### Given task
All of the material should be reproduced exactly, with pictures left out.

### Dataset excerpt
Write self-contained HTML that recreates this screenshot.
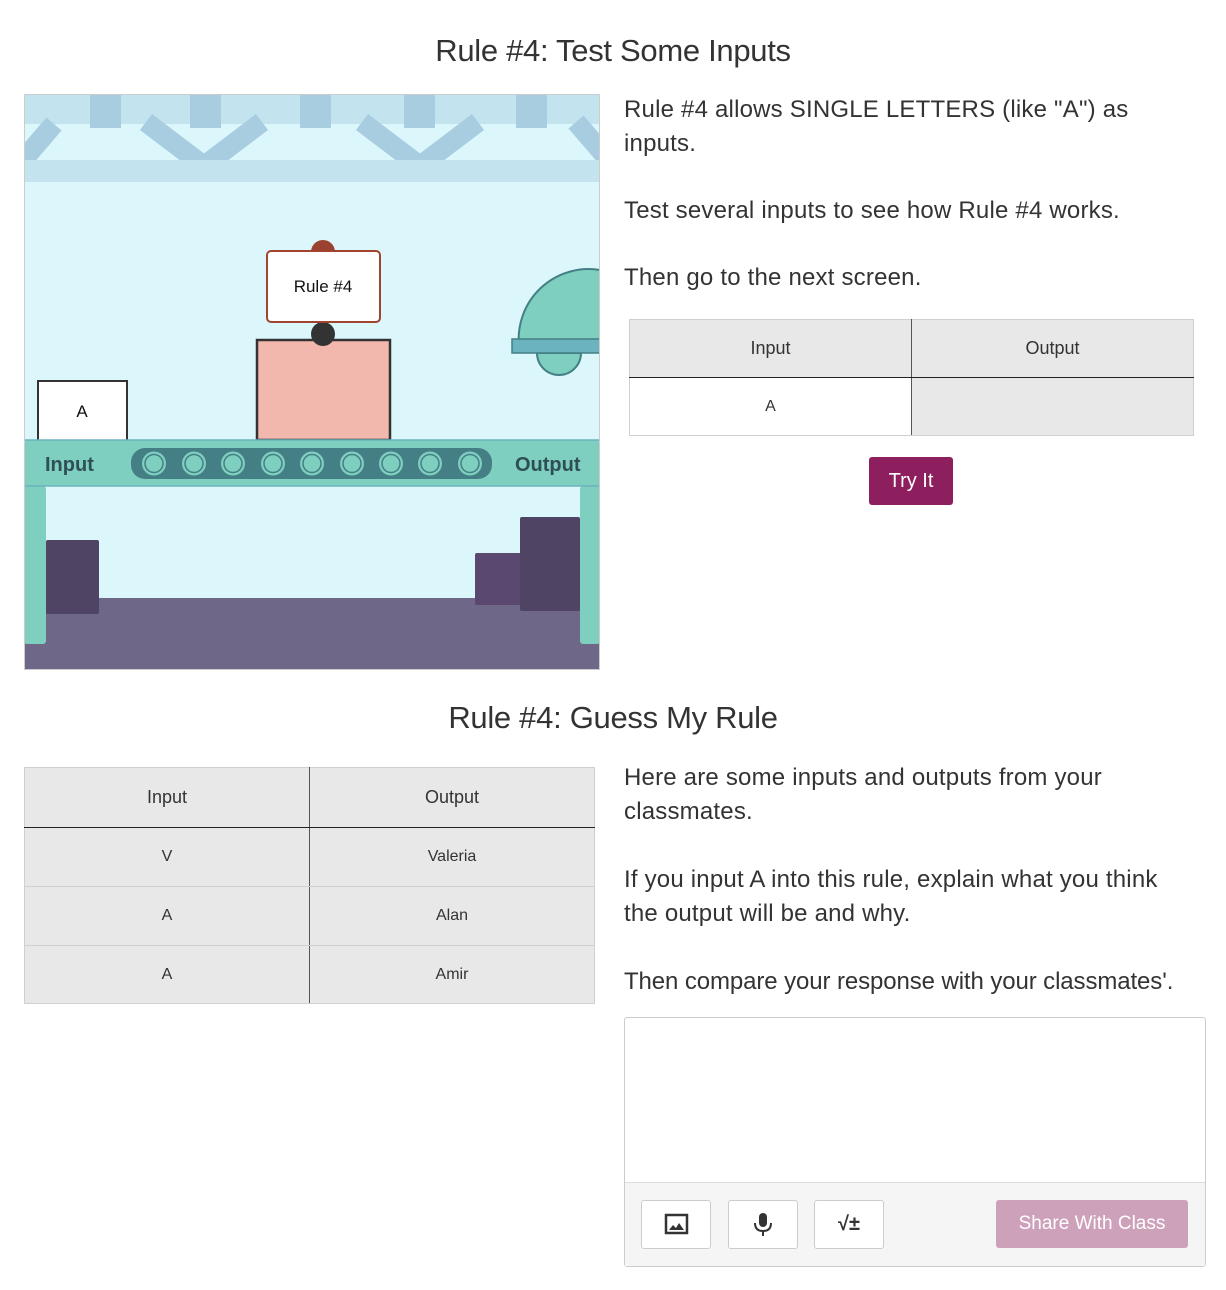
<!DOCTYPE html>
<html><head><meta charset="utf-8"><style>
body{margin:0;width:1226px;height:1290px;background:#fff;font-family:"Liberation Sans",sans-serif;color:#333;position:relative;overflow:hidden}
.a{position:absolute;white-space:nowrap}
h1{position:absolute;margin:0;font-weight:normal;font-size:31px;width:1226px;text-align:center;letter-spacing:-0.3px}
.p{font-size:24px;letter-spacing:0.2px;color:#333}
table{position:absolute;border-collapse:collapse;font-size:16px;color:#333}
td,th{text-align:center;border:1px solid #d0d0d0}
th{font-weight:normal;font-size:18px;background:#e8e8e8;border-bottom:1.5px solid #222}
.btn{position:absolute;top:1200px;width:68px;height:47px;border:1px solid #ccc;border-radius:3px;background:#fff}
</style></head><body>
<h1 style="top:33px">Rule #4: Test Some Inputs</h1>
<svg class="a" style="left:24px;top:94px" width="576" height="576" viewBox="0 0 576 576">
<rect width="576" height="576" fill="#dbf7fc"/>
<rect width="576" height="30" fill="#c3e3ef"/>
<g fill="#a8cde0"><rect x="66" width="31" height="34"/><rect x="166" width="31" height="34"/><rect x="276" width="31" height="34"/><rect x="380" width="31" height="34"/><rect x="492" width="31" height="34"/></g>
<g stroke="#a8cde0" stroke-width="20" fill="none"><path d="M-6 72 L30 30 M122 28 L180 72 L238 28 M338 28 L396 72 L454 28 M552 28 L590 72"/></g>
<rect y="66" width="576" height="22" fill="#c3e3ef"/>
<rect y="504" width="576" height="72" fill="#6e6788"/>
<rect x="22" y="446" width="53" height="74" rx="2" fill="#4f4463"/>
<rect x="451" y="459" width="50" height="52" rx="2" fill="#5a4870"/>
<rect x="496" y="423" width="60" height="94" rx="2" fill="#4f4463"/>
<rect x="0" y="392" width="22" height="158" rx="3" fill="#7ecfbf"/>
<rect x="556" y="392" width="20" height="158" rx="3" fill="#7ecfbf"/>
<path d="M495 252 A70 70 0 0 1 576 176 L576 252 Z" fill="#7ecfbf" stroke="#457f86" stroke-width="2"/>
<path d="M513 259 A22 22 0 0 0 557 259 Z" fill="#7ecfbf" stroke="#457f86" stroke-width="2"/>
<rect x="488" y="245" width="90" height="14" fill="#6ab3bf" stroke="#457f86" stroke-width="1.5"/>
<rect x="14" y="287" width="89" height="60" fill="#fff" stroke="#333" stroke-width="2"/>
<text x="58" y="323" font-size="17" text-anchor="middle" fill="#111" font-family="Liberation Sans">A</text>
<rect x="233" y="246" width="133" height="100" fill="#f2b8ae" stroke="#333" stroke-width="2.5"/>
<circle cx="299" cy="240" r="12" fill="#333"/>
<circle cx="299" cy="158" r="12" fill="#9a412f"/>
<rect x="243" y="157" width="113" height="71" rx="4" fill="#fff" stroke="#a0442f" stroke-width="2"/>
<text x="299" y="198" font-size="17" text-anchor="middle" fill="#111" font-family="Liberation Sans">Rule #4</text>
<rect x="0" y="346" width="576" height="46" fill="#7ecfbf" stroke="#6ab3bf" stroke-width="1.5"/>
<rect x="107" y="354" width="361" height="31" rx="14" fill="#457f86"/>
<g fill="#7ecfbf"><circle cx="130" cy="369.5" r="12"/><circle cx="170" cy="369.5" r="12"/><circle cx="209" cy="369.5" r="12"/><circle cx="249" cy="369.5" r="12"/><circle cx="288" cy="369.5" r="12"/><circle cx="328" cy="369.5" r="12"/><circle cx="367" cy="369.5" r="12"/><circle cx="406" cy="369.5" r="12"/><circle cx="446" cy="369.5" r="12"/></g>
<g fill="none" stroke="#457f86" stroke-width="1.5"><circle cx="130" cy="369.5" r="9"/><circle cx="170" cy="369.5" r="9"/><circle cx="209" cy="369.5" r="9"/><circle cx="249" cy="369.5" r="9"/><circle cx="288" cy="369.5" r="9"/><circle cx="328" cy="369.5" r="9"/><circle cx="367" cy="369.5" r="9"/><circle cx="406" cy="369.5" r="9"/><circle cx="446" cy="369.5" r="9"/></g>
<text x="21" y="377" font-size="20" font-weight="bold" fill="#2f4f57" font-family="Liberation Sans">Input</text>
<text x="491" y="377" font-size="20" font-weight="bold" fill="#2f4f57" font-family="Liberation Sans">Output</text>
<rect x="0.5" y="0.5" width="575" height="575" fill="none" stroke="#ccc"/>
</svg>
<div class="a p" style="left:624px;top:96px">Rule #4 allows SINGLE LETTERS (like "A") as</div>
<div class="a p" style="left:624px;top:130px">inputs.</div>
<div class="a p" style="left:624px;top:197px">Test several inputs to see how Rule #4 works.</div>
<div class="a p" style="left:624px;top:264px">Then go to the next screen.</div>
<table style="left:629px;top:319px;width:565px">
<tr style="height:58px"><th style="width:50%;border-right:1.5px solid #555">Input</th><th>Output</th></tr>
<tr style="height:58px"><td style="background:#fff;border-right:1.5px solid #555">A</td><td style="background:#e8e8e8"></td></tr>
</table>
<div class="a" style="left:869px;top:457px;width:84px;height:48px;background:#8e1f5f;border-radius:3px;color:#fff;font-size:20px;line-height:48px;text-align:center">Try It</div>
<h1 style="top:700px">Rule #4: Guess My Rule</h1>
<table style="left:24px;top:767px;width:571px;background:#e8e8e8">
<tr style="height:60px"><th style="width:50%;border-right:1.5px solid #555">Input</th><th>Output</th></tr>
<tr style="height:59px"><td style="border-right:1.5px solid #555">V</td><td>Valeria</td></tr>
<tr style="height:59px"><td style="border-right:1.5px solid #555">A</td><td>Alan</td></tr>
<tr style="height:58px"><td style="border-right:1.5px solid #555">A</td><td>Amir</td></tr>
</table>
<div class="a p" style="left:624px;top:764px">Here are some inputs and outputs from your</div>
<div class="a p" style="left:624px;top:798px">classmates.</div>
<div class="a p" style="left:624px;top:866px">If you input A into this rule, explain what you think</div>
<div class="a p" style="left:624px;top:900px">the output will be and why.</div>
<div class="a p" style="left:624px;top:968px;letter-spacing:-0.1px">Then compare your response with your classmates'.</div>
<div class="a" style="left:624px;top:1017px;width:580px;height:248px;border:1px solid #ccc;border-radius:3px;background:#fff"></div>
<div class="a" style="left:625px;top:1182px;width:580px;height:83px;border-top:1px solid #ddd;background:#f5f5f5"></div>
<div class="btn" style="left:641px"><svg width="68" height="47"><rect x="24" y="14" width="21" height="18" fill="none" stroke="#333" stroke-width="2.5"/><path d="M27 29 L31 24 L34 27 L37 22 L42 29 Z" fill="#333"/></svg></div>
<div class="btn" style="left:728px"><svg width="68" height="47"><rect x="30" y="12" width="8" height="14" rx="4" fill="#333"/><path d="M26 22 Q26 30 34 30 Q42 30 42 22" fill="none" stroke="#333" stroke-width="2"/><path d="M34 30 V35" stroke="#333" stroke-width="2"/></svg></div>
<div class="btn" style="left:814px"><div style="font-size:20px;font-weight:bold;text-align:center;line-height:47px;color:#333">√±</div></div>
<div class="a" style="left:996px;top:1200px;width:192px;height:48px;background:#cea1bb;border-radius:3px;color:#fff;font-size:19px;line-height:48px;text-align:center">Share With Class</div>
</body></html>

### Task answer
Write self-contained HTML that recreates this screenshot.
<!DOCTYPE html>
<html><head><meta charset="utf-8"><style>
body{margin:0;width:1226px;height:1290px;background:#fff;font-family:"Liberation Sans",sans-serif;color:#333;position:relative;overflow:hidden}
.a{position:absolute;white-space:nowrap}
h1{position:absolute;margin:0;font-weight:normal;font-size:31px;width:1226px;text-align:center;letter-spacing:-0.3px}
.p{font-size:24px;letter-spacing:0.2px;color:#333}
table{position:absolute;border-collapse:collapse;font-size:16px;color:#333}
td,th{text-align:center;border:1px solid #d0d0d0}
th{font-weight:normal;font-size:18px;background:#e8e8e8;border-bottom:1.5px solid #222}
.btn{position:absolute;top:1200px;width:68px;height:47px;border:1px solid #ccc;border-radius:3px;background:#fff}
</style></head><body>
<h1 style="top:33px">Rule #4: Test Some Inputs</h1>
<svg class="a" style="left:24px;top:94px" width="576" height="576" viewBox="0 0 576 576">
<rect width="576" height="576" fill="#dbf7fc"/>
<rect width="576" height="30" fill="#c3e3ef"/>
<g fill="#a8cde0"><rect x="66" width="31" height="34"/><rect x="166" width="31" height="34"/><rect x="276" width="31" height="34"/><rect x="380" width="31" height="34"/><rect x="492" width="31" height="34"/></g>
<g stroke="#a8cde0" stroke-width="20" fill="none"><path d="M-6 72 L30 30 M122 28 L180 72 L238 28 M338 28 L396 72 L454 28 M552 28 L590 72"/></g>
<rect y="66" width="576" height="22" fill="#c3e3ef"/>
<rect y="504" width="576" height="72" fill="#6e6788"/>
<rect x="22" y="446" width="53" height="74" rx="2" fill="#4f4463"/>
<rect x="451" y="459" width="50" height="52" rx="2" fill="#5a4870"/>
<rect x="496" y="423" width="60" height="94" rx="2" fill="#4f4463"/>
<rect x="0" y="392" width="22" height="158" rx="3" fill="#7ecfbf"/>
<rect x="556" y="392" width="20" height="158" rx="3" fill="#7ecfbf"/>
<path d="M495 252 A70 70 0 0 1 576 176 L576 252 Z" fill="#7ecfbf" stroke="#457f86" stroke-width="2"/>
<path d="M513 259 A22 22 0 0 0 557 259 Z" fill="#7ecfbf" stroke="#457f86" stroke-width="2"/>
<rect x="488" y="245" width="90" height="14" fill="#6ab3bf" stroke="#457f86" stroke-width="1.5"/>
<rect x="14" y="287" width="89" height="60" fill="#fff" stroke="#333" stroke-width="2"/>
<text x="58" y="323" font-size="17" text-anchor="middle" fill="#111" font-family="Liberation Sans">A</text>
<rect x="233" y="246" width="133" height="100" fill="#f2b8ae" stroke="#333" stroke-width="2.5"/>
<circle cx="299" cy="240" r="12" fill="#333"/>
<circle cx="299" cy="158" r="12" fill="#9a412f"/>
<rect x="243" y="157" width="113" height="71" rx="4" fill="#fff" stroke="#a0442f" stroke-width="2"/>
<text x="299" y="198" font-size="17" text-anchor="middle" fill="#111" font-family="Liberation Sans">Rule #4</text>
<rect x="0" y="346" width="576" height="46" fill="#7ecfbf" stroke="#6ab3bf" stroke-width="1.5"/>
<rect x="107" y="354" width="361" height="31" rx="14" fill="#457f86"/>
<g fill="#7ecfbf"><circle cx="130" cy="369.5" r="12"/><circle cx="170" cy="369.5" r="12"/><circle cx="209" cy="369.5" r="12"/><circle cx="249" cy="369.5" r="12"/><circle cx="288" cy="369.5" r="12"/><circle cx="328" cy="369.5" r="12"/><circle cx="367" cy="369.5" r="12"/><circle cx="406" cy="369.5" r="12"/><circle cx="446" cy="369.5" r="12"/></g>
<g fill="none" stroke="#457f86" stroke-width="1.5"><circle cx="130" cy="369.5" r="9"/><circle cx="170" cy="369.5" r="9"/><circle cx="209" cy="369.5" r="9"/><circle cx="249" cy="369.5" r="9"/><circle cx="288" cy="369.5" r="9"/><circle cx="328" cy="369.5" r="9"/><circle cx="367" cy="369.5" r="9"/><circle cx="406" cy="369.5" r="9"/><circle cx="446" cy="369.5" r="9"/></g>
<text x="21" y="377" font-size="20" font-weight="bold" fill="#2f4f57" font-family="Liberation Sans">Input</text>
<text x="491" y="377" font-size="20" font-weight="bold" fill="#2f4f57" font-family="Liberation Sans">Output</text>
<rect x="0.5" y="0.5" width="575" height="575" fill="none" stroke="#ccc"/>
</svg>
<div class="a p" style="left:624px;top:96px">Rule #4 allows SINGLE LETTERS (like "A") as</div>
<div class="a p" style="left:624px;top:130px">inputs.</div>
<div class="a p" style="left:624px;top:197px">Test several inputs to see how Rule #4 works.</div>
<div class="a p" style="left:624px;top:264px">Then go to the next screen.</div>
<table style="left:629px;top:319px;width:565px">
<tr style="height:58px"><th style="width:50%;border-right:1.5px solid #555">Input</th><th>Output</th></tr>
<tr style="height:58px"><td style="background:#fff;border-right:1.5px solid #555">A</td><td style="background:#e8e8e8"></td></tr>
</table>
<div class="a" style="left:869px;top:457px;width:84px;height:48px;background:#8e1f5f;border-radius:3px;color:#fff;font-size:20px;line-height:48px;text-align:center">Try It</div>
<h1 style="top:700px">Rule #4: Guess My Rule</h1>
<table style="left:24px;top:767px;width:571px;background:#e8e8e8">
<tr style="height:60px"><th style="width:50%;border-right:1.5px solid #555">Input</th><th>Output</th></tr>
<tr style="height:59px"><td style="border-right:1.5px solid #555">V</td><td>Valeria</td></tr>
<tr style="height:59px"><td style="border-right:1.5px solid #555">A</td><td>Alan</td></tr>
<tr style="height:58px"><td style="border-right:1.5px solid #555">A</td><td>Amir</td></tr>
</table>
<div class="a p" style="left:624px;top:764px">Here are some inputs and outputs from your</div>
<div class="a p" style="left:624px;top:798px">classmates.</div>
<div class="a p" style="left:624px;top:866px">If you input A into this rule, explain what you think</div>
<div class="a p" style="left:624px;top:900px">the output will be and why.</div>
<div class="a p" style="left:624px;top:968px;letter-spacing:-0.1px">Then compare your response with your classmates'.</div>
<div class="a" style="left:624px;top:1017px;width:580px;height:248px;border:1px solid #ccc;border-radius:3px;background:#fff"></div>
<div class="a" style="left:625px;top:1182px;width:580px;height:83px;border-top:1px solid #ddd;background:#f5f5f5"></div>
<div class="btn" style="left:641px"><svg width="68" height="47"><rect x="24" y="14" width="21" height="18" fill="none" stroke="#333" stroke-width="2.5"/><path d="M27 29 L31 24 L34 27 L37 22 L42 29 Z" fill="#333"/></svg></div>
<div class="btn" style="left:728px"><svg width="68" height="47"><rect x="30" y="12" width="8" height="14" rx="4" fill="#333"/><path d="M26 22 Q26 30 34 30 Q42 30 42 22" fill="none" stroke="#333" stroke-width="2"/><path d="M34 30 V35" stroke="#333" stroke-width="2"/></svg></div>
<div class="btn" style="left:814px"><div style="font-size:20px;font-weight:bold;text-align:center;line-height:47px;color:#333">√±</div></div>
<div class="a" style="left:996px;top:1200px;width:192px;height:48px;background:#cea1bb;border-radius:3px;color:#fff;font-size:19px;line-height:48px;text-align:center">Share With Class</div>
</body></html>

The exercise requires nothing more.